But first, let’s get started with a discussion of how the Model Factory came to be, what it enables us to do, and how we power it under the hood.

A Tour of the Model Factory

In order to explain why the Model Factory enables us to handle combinatorial complexity, we first need to understand how it evolved, and how that evolution has led to its current design. In order to do this, let’s consider the following scenario: imagine we want to train a foundation model as optimally as possible.

Iteration One: Traditional Foundation Model Training

As a first approximation, we’ll start by training some pre-determined architecture on a pre-determined dataset. For the sake of simplicity, we’ll follow the common approach of training models: we load data from a data store, run the model's forward pass, compute the loss, run the backwards pass, and repeat this process until we’ve finished processing all of our data. Once we’ve finished training the model, we’ll then apply fine tuning to add basic instruction-following capabilities to the model. This leads to a pipeline that looks something like this:

This is a good first approach, but it has many shortcomings. First, notice that because everything is pre-determined ahead of time, we have trained just one possible model. This model may turn out to be exceptionally good at a variety of tasks—we may, of course, get lucky—but we have no way of knowing how this model could be better. After all, loss curves are great, but they only really make sense in the context of a particular model and dataset. In other words, there is no general evaluation signal with this pipeline. Thus, the solution is clear: in order to improve, we should add an evaluation signal to our pipeline.

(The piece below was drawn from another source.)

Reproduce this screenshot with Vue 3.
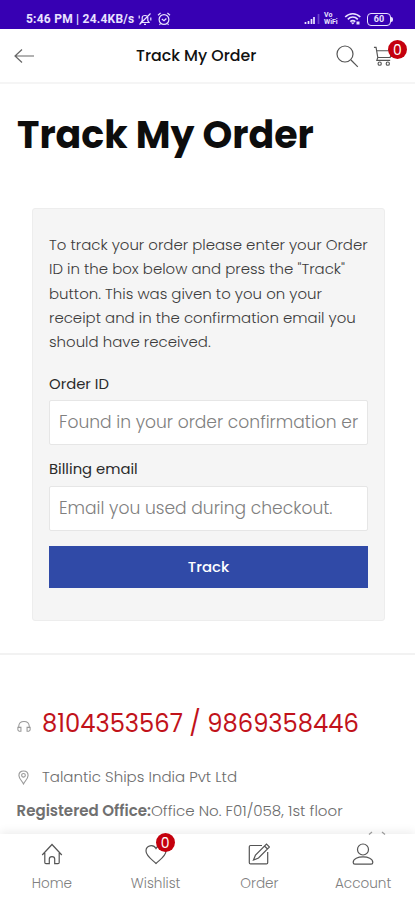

Iteration Two: Automated Model Evaluations

Let's take another look at the pipeline as it is now. The first thing we’re missing is a rigorous way to automatically evaluate the model's ability on certain downstream tasks. User feedback is certainly king, but it’s not suitable for pre-training scale insights. While there are many benchmarks available for evaluating the capabilities of foundation models, we don't need to decide on the evaluations themselves at this stage; we just need to introduce a way to evaluate our model at regular (adjustable) intervals. Ideally, we would also be able to adjust which evaluations we use for different training jobs. We can even go one step further and evaluate how the model's quality changes during pre-training, rather than just during fine tuning. With this in mind, our adjusted pipeline now looks something like this:

Running evaluations during pre-training also requires us to have an inference service that we can invoke during pre-training. This presents several technical constraints: for instance, we need to be able to transfer weights between nodes that are dedicated for training and those that we will use for inference. In the context of regular pre-training, we can get away with using a traditional checkpointing system but we will soon see that paying attention to the speed of this transfer is essential for more advanced training techniques.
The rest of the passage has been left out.